While some criticism can be warranted, and Greenwald manages to usually be fair about this issue, blaming everything on Trump and doubly so focusing the blame on Trump fans is unwise, even if one isn't doing so from a lefty perspective. It lets off the hook more powerful, numerous factions like the neocons. Especially the permanent bureaucrats who don't change, or lobbyists, or the media and those that run it. It is better to focus on them, than Trump fans who are at least hopeful of a bigger change than what Trumpism probably can bring.

Trump himself isn't any sort of libertarian's dream when it comes to people like Assange and Snowden. From what I recall, he made some vague murmurs about possibly pardoning Assange at one point, but that went nowhere. Meanwhile, when he was on the campaign trail in 2016, he strongly hinted that Snowden should be executed as a traitor. Which also went nowhere, of course. But my point is that on this issue, Trump has made as many pronouncements which are more authoritarian than the typical establishment politician as he has made pronouncements that are less authoritarian than the typical establishment politician.

However, I agree that Trump has acted like slightly less of a neocon than the typical US president, although that is a low bar to clear.

Trump's own thoughts are immaterial. The behavior of institutions is moved by organized minorities, not the inner monologues of figureheads. After his surprise election, his administration was quickly captured by typical spook mouthpieces and behaved as such. No surprises.

If he is to win this time, it will be on the legs of a persecution by those same institutions and the support of Project 2025 people who, from my estimation, are absolutely woke on the spook question. I've seen some quietly repeat Moldbuggian slogans about retiring everyone from the CIA and they're specifically drawing a plan to purge the deep state instead of Trump's original total lack of steps to drain the swamp.

I don't know if that means he does anything about Assange and Snowden. I don't know if those people survive his election. I don't even know if he'll be elected. But it seems fair to say he gets a mulligan on this particular question given the situation and his staff.

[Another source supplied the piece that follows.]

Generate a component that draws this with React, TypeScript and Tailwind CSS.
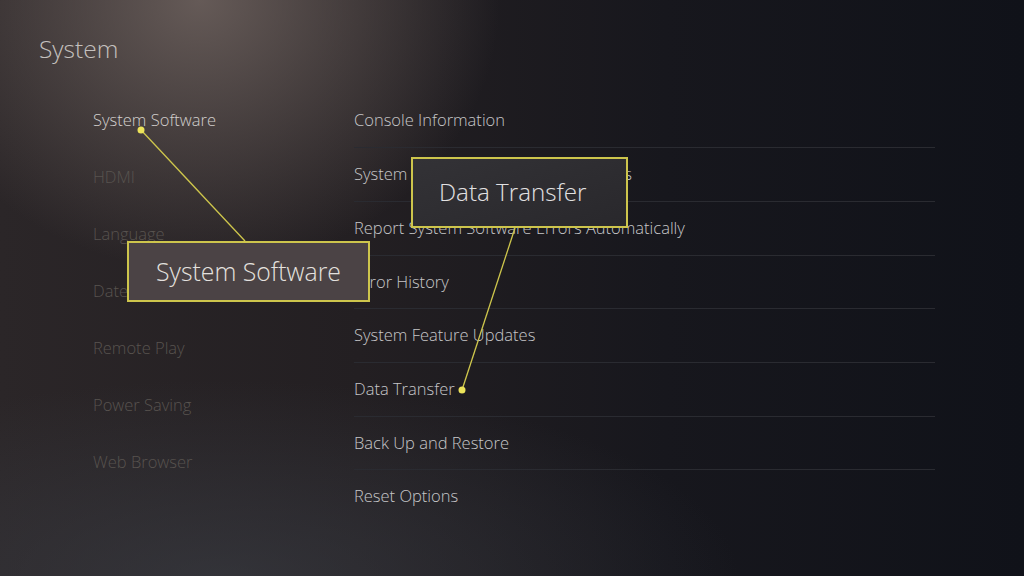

You also ought to give Trump credit for being an obstacle to a much more neocon, interventionist, deep state aligned republican administration.

Neocon and interventionist like assassinating Iran's most important and revered military leader in a foreign capital by drone strike?

I think the neocon interventionist move was "war with Iran." They built the Littoral Combat Ship for a reason, and it wasn't fighting China.

LCS was horrendously bad, was it even suitable for Iran?

In April 2012, Chief of Naval Operations Greenert said, "You won't send it into an anti-access area"; rather, groups of two or three ships are intended to be sent into areas where access is jeopardized to perform missions like minesweeping while under the cover of a destroyer. The LCS's main purpose is to take up operations such as patrolling, port visits, anti-piracy, and partnership-building exercises to free up high-end surface combatants for increased combat availability.

Sounds like it was supposed to be handling Yemen...

By May 2022, the Navy shifted its plans to decommission nine LCS warships in Fiscal Year 2023, citing their ineffective anti-submarine warfare system, their inability to perform any of the Navy's missions, constant breakdowns, and structural failures in high-stress areas of the ships.

Or not.

I think the idea was that it was supposed to help handle the swarms of Iranian speedboats.

My vague sense of Iranian capabilities is that once we fielded the LCS in numbers their capabilities had evolved beyond merely "100 speedboats with warheads" anyway, although we know from Ukraine that the threat from speedboat swarms is real.

The key is the comparison. Would a typical republican be just as interventionist as Trump was, or much more? The reality is that there is in fact a much more gung ho republican faction and there has been backlash against Trump for not going along with the neocon agenda, as much as they wanted.

Both in regards to Ukraine, Syria, and general American involvement and intervention with other countries.